Definition
RSA measures breadth of eligibility: how many distinct prompt classes can successfully retrieve a document. A high RSA means the content is semantically versatile and discoverable across varied user intents; a low RSA means it answers only a narrow set of questions.
Mathematical formulation
RSA = | { p ∈ P : R(p, d) = 1 } |
P — predefined prompt set (your evaluation battery)
R(p, d) — binary retrieval function
1
→ document d is retrieved (top‑k, similarity threshold, or ranking rule met)→ document not retrieved for prompt p
Score range
Integer ≥ 0 (higher = broader surface area)
Computation Pipeline
- Prompt‑set design
- Build a taxonomy of intents (definition, how‑to, comparison, critique, etc.).
- Generate or hand‑craft representative prompts for each intent.
- Typical size: 500–2 000 prompts for reliable Monte‑Carlo estimates.
- Retrieval function R(p, d)
- Choose a retrieval method (vector similarity, BM25, hybrid).
- Define a success rule:
Top‑k (document appears within top‑k results) — or —
Threshold (similarity ≥ τ). - Run the retrieval engine for every prompt.
- Surface‑area count
RSA = count_successes(P)
The final integer is simply the number of prompts for which R = 1
.
- Normalisation (optional)
RSA_norm = RSA / |P| # value in 0.00–1.00
Use this if you want a proportional metric instead of a raw count.
Interpreting RSA Values
RSA (raw) | RSA_norm | Practical meaning | Typical action |
---|---|---|---|
> 800 | > 0.80 | Exceptional breadth | Prioritise for indexing; surface in more answer contexts |
500–800 | 0.50–0.80 | Broad coverage | Good; refine for niche queries |
200–500 | 0.20–0.50 | Moderate | Expand content to cover additional intents |
< 200 | < 0.20 | Narrow | Add sections/examples; improve metadata |
(Assumes |P| ≈ 1 000 prompts; adjust thresholds proportionally.)
Recommended Toolchain
Task | Suggested Tools |
---|---|
Prompt generation | LlamaIndex QuestionGenerator , GPT‑4o bulk prompt scripts |
Retrieval engine | FAISS / Elasticsearch hybrid; or OpenAI embeddings + rerank |
Shadow testing | LangChain BenchmarkRetrievalEvaluator |
Synthetic expansion | GPT‑4o “rewrite prompt in N variant intents” loop |
Best‑Practice Guidelines
- Publish the prompt taxonomy. RSA only has meaning when others can inspect or replicate P.

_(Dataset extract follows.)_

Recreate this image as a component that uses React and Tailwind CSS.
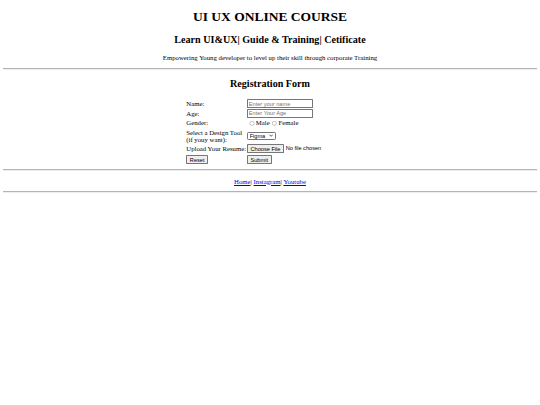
import React from "react";

const ctl = "font-['Liberation_Sans',Arial,sans-serif] text-[13.333px] leading-[normal]";
const btn = `${ctl} bg-[#efefef] border border-[#767676] rounded-[2px] px-1.5 py-px text-black`;
const hr = "border-t border-t-[#b4b4b4] border-b border-b-[#eeeeee]";
const txt = `${ctl} w-[157px] h-[21px] border border-[#767676] rounded-[2px] px-0.5 placeholder:text-[#757575]`;

export default function App() {
  return (
    <div className="[zoom:0.421875] w-[1280px] h-[960px] bg-white text-black font-['Liberation_Serif','Times_New_Roman',serif] text-[16px] leading-[normal] px-2 overflow-hidden">
      <h1 className="text-[32px] leading-[normal] font-bold text-center mt-[21.44px]">UI UX ONLINE COURSE</h1>
      <h2 className="text-[24px] leading-[normal] font-bold text-center mt-[21.44px]">Learn UI&amp;UX| Guide &amp; Training| Cetificate</h2>
      <p className="text-center mt-[21px]">Empowering Young developer to level up their skill through corporate Training</p>
      <hr className={`mt-[17px] ${hr}`} />

      <h2 className="text-[24px] leading-[normal] font-bold text-center mt-[18px]">Registration Form</h2>
      <form className="mt-[24px]">
        <table className="mx-auto border-separate border-spacing-0.5">
          <tbody>
            <tr className="h-[22px]">
              <td className="p-px">Name:</td>
              <td className="p-px">
                <input type="text" placeholder="Enter your name" className={txt} />
              </td>
            </tr>
            <tr className="h-[23px]">
              <td className="p-px">Age:</td>
              <td className="p-px">
                <input type="text" placeholder="Enter Your Age" className={txt} />
              </td>
            </tr>
            <tr className="h-[21px]">
              <td className="p-px">Gender:</td>
              <td className="p-px">
                <input type="radio" name="g" className="mt-[3px] mr-[3px] ml-[5px] align-[-2px]" />
                <span>Male</span>
                <input type="radio" name="g" className="mt-[3px] mr-[3px] ml-[5px] align-[-2px]" />
                <span>Female</span>
              </td>
            </tr>
            <tr className="h-[40px]">
              <td className="p-px">
                Select a Design Tool
                <br />
                (if youy want):
              </td>
              <td className="p-px">
                <span className="relative inline-block align-middle">
                  <select
                    className={`${ctl} appearance-none w-[68px] h-[19px] border border-[#767676] rounded-[3px] bg-white pl-1 pr-4`}
                    defaultValue="Figma"
                  >
                    <option>Figma</option>
                    <option>Adobe XD</option>
                    <option>Sketch</option>
                  </select>
                  <svg
                    className="absolute right-[6px] top-[6px] pointer-events-none"
                    width="10"
                    height="7"
                    viewBox="0 0 10 7"
                    fill="none"
                  >
                    <path d="M1 1.5 L5 5.5 L9 1.5" stroke="#000" strokeWidth="1.6" />
                  </svg>
                </span>
              </td>
            </tr>
            <tr className="h-[21px]">
              <td className="p-px">Upload Your Resume:</td>
              <td className="p-px">
                <input
                  type="file"
                  className={`${ctl} w-[253px] file:bg-[#efefef] file:border file:border-[#767676] file:rounded-[2px] file:px-1.5 file:py-px file:mr-1 file:text-black`}
                />
              </td>
            </tr>
            <tr className="h-[28px]">
              <td className="p-px">
                <button type="reset" className={btn}>Reset</button>
              </td>
              <td className="p-px">
                <button type="submit" className={btn}>Submit</button>
              </td>
            </tr>
          </tbody>
        </table>
      </form>
      <hr className={`mt-2 ${hr}`} />

      <p className="text-center mt-4">
        <a href="#" className="text-[#0000ee] underline">Home</a>|{" "}
        <a href="#" className="text-[#0000ee] underline">Instagram</a>|{" "}
        <a href="#" className="text-[#0000ee] underline">Youtube</a>
      </p>
      <hr className={`mt-4 ${hr}`} />
    </div>
  );
}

- Include domain‑specific prompts. Generic Q&A often over‑estimates surface area.
- Refresh annually. New user intents emerge; obsolete prompts skew the metric.
- Combine with TIS. High RSA + high Trust Integrity Score = ideal retrieval profile.
- Guard against prompt stuffing. Inflating
|P|
with near‑duplicates makes RSA easier to boost without real breadth.
Common Pitfalls
- Over‑broad success rule (e.g., top‑50 instead of top‑5) inflates RSA artificially.
- Ignoring multilingual prompts; if your audience is global, RSA should test other languages.
- Assuming bigger is always better; a highly specialised document can be useful even at low RSA—context matters.
Worked Example
Setup:
|P| = 1,000 prompts
Success rule: document must appear in top‑10 results
Results:
Retrieval successes = 643
RSA (raw) = 643
RSA_norm = 643 / 1,000 ≈ 0.64
Interpretation – The document satisfies 64 % of tested intents: strong but with room to expand into remaining niches.